━━━ Data shown

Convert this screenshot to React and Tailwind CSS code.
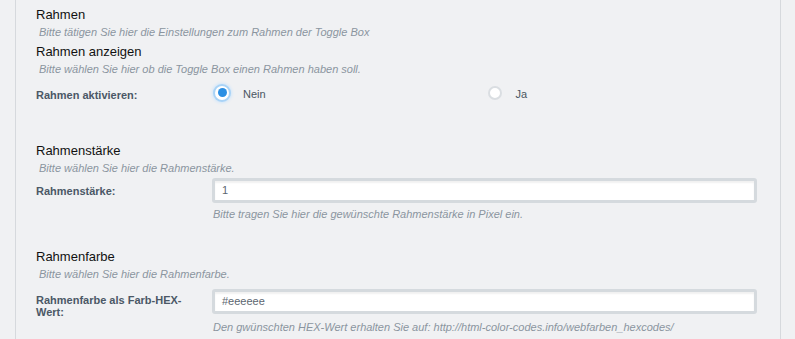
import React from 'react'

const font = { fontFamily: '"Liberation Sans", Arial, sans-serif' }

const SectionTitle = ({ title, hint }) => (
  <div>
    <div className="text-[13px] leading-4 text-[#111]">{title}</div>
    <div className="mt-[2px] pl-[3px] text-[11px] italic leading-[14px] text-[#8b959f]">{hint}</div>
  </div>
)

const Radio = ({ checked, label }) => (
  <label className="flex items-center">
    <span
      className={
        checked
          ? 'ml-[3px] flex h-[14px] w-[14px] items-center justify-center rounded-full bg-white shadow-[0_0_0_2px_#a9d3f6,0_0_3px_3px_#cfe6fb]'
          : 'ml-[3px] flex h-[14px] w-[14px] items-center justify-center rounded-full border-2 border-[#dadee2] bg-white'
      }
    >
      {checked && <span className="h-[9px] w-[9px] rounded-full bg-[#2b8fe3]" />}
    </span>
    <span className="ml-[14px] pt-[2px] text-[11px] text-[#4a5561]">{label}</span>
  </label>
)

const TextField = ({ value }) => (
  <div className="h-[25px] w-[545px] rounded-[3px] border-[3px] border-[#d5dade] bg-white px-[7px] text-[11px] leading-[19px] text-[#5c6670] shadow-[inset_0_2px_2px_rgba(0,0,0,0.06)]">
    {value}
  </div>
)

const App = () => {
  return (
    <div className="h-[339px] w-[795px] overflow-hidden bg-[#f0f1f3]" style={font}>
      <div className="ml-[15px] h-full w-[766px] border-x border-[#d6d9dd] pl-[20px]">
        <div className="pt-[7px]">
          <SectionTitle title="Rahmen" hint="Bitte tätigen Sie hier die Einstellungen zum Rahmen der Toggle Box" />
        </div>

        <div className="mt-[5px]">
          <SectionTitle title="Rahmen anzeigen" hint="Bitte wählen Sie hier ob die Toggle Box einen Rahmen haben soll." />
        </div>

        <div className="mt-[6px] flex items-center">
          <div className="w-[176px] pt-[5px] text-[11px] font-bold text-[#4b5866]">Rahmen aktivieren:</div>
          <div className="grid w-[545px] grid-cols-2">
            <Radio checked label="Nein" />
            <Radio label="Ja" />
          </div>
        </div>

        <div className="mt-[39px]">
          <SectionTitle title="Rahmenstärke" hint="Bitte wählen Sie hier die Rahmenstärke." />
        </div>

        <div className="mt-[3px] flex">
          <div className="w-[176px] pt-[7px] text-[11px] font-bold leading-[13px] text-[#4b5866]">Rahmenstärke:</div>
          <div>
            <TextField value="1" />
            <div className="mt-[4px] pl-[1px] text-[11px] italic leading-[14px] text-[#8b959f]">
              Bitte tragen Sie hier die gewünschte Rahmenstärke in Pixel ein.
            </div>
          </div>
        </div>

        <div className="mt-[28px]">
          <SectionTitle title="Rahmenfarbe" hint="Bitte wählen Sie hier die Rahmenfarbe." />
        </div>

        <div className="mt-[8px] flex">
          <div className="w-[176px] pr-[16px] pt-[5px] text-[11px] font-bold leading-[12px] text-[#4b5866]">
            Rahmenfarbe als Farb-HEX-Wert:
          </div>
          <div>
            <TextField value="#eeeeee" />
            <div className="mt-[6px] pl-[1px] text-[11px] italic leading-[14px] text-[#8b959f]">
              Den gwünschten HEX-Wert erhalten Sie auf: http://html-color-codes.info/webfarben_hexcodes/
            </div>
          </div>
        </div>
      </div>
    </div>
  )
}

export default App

━━━━━━

**Short task:** Copy every line of the data word for word, omitting the images.

**Solution to this task:**
Convert this screenshot to React and Tailwind CSS code.
import React from 'react'

const font = { fontFamily: '"Liberation Sans", Arial, sans-serif' }

const SectionTitle = ({ title, hint }) => (
  <div>
    <div className="text-[13px] leading-4 text-[#111]">{title}</div>
    <div className="mt-[2px] pl-[3px] text-[11px] italic leading-[14px] text-[#8b959f]">{hint}</div>
  </div>
)

const Radio = ({ checked, label }) => (
  <label className="flex items-center">
    <span
      className={
        checked
          ? 'ml-[3px] flex h-[14px] w-[14px] items-center justify-center rounded-full bg-white shadow-[0_0_0_2px_#a9d3f6,0_0_3px_3px_#cfe6fb]'
          : 'ml-[3px] flex h-[14px] w-[14px] items-center justify-center rounded-full border-2 border-[#dadee2] bg-white'
      }
    >
      {checked && <span className="h-[9px] w-[9px] rounded-full bg-[#2b8fe3]" />}
    </span>
    <span className="ml-[14px] pt-[2px] text-[11px] text-[#4a5561]">{label}</span>
  </label>
)

const TextField = ({ value }) => (
  <div className="h-[25px] w-[545px] rounded-[3px] border-[3px] border-[#d5dade] bg-white px-[7px] text-[11px] leading-[19px] text-[#5c6670] shadow-[inset_0_2px_2px_rgba(0,0,0,0.06)]">
    {value}
  </div>
)

const App = () => {
  return (
    <div className="h-[339px] w-[795px] overflow-hidden bg-[#f0f1f3]" style={font}>
      <div className="ml-[15px] h-full w-[766px] border-x border-[#d6d9dd] pl-[20px]">
        <div className="pt-[7px]">
          <SectionTitle title="Rahmen" hint="Bitte tätigen Sie hier die Einstellungen zum Rahmen der Toggle Box" />
        </div>

        <div className="mt-[5px]">
          <SectionTitle title="Rahmen anzeigen" hint="Bitte wählen Sie hier ob die Toggle Box einen Rahmen haben soll." />
        </div>

        <div className="mt-[6px] flex items-center">
          <div className="w-[176px] pt-[5px] text-[11px] font-bold text-[#4b5866]">Rahmen aktivieren:</div>
          <div className="grid w-[545px] grid-cols-2">
            <Radio checked label="Nein" />
            <Radio label="Ja" />
          </div>
        </div>

        <div className="mt-[39px]">
          <SectionTitle title="Rahmenstärke" hint="Bitte wählen Sie hier die Rahmenstärke." />
        </div>

        <div className="mt-[3px] flex">
          <div className="w-[176px] pt-[7px] text-[11px] font-bold leading-[13px] text-[#4b5866]">Rahmenstärke:</div>
          <div>
            <TextField value="1" />
            <div className="mt-[4px] pl-[1px] text-[11px] italic leading-[14px] text-[#8b959f]">
              Bitte tragen Sie hier die gewünschte Rahmenstärke in Pixel ein.
            </div>
          </div>
        </div>

        <div className="mt-[28px]">
          <SectionTitle title="Rahmenfarbe" hint="Bitte wählen Sie hier die Rahmenfarbe." />
        </div>

        <div className="mt-[8px] flex">
          <div className="w-[176px] pr-[16px] pt-[5px] text-[11px] font-bold leading-[12px] text-[#4b5866]">
            Rahmenfarbe als Farb-HEX-Wert:
          </div>
          <div>
            <TextField value="#eeeeee" />
            <div className="mt-[6px] pl-[1px] text-[11px] italic leading-[14px] text-[#8b959f]">
              Den gwünschten HEX-Wert erhalten Sie auf: http://html-color-codes.info/webfarben_hexcodes/
            </div>
          </div>
        </div>
      </div>
    </div>
  )
}

export default App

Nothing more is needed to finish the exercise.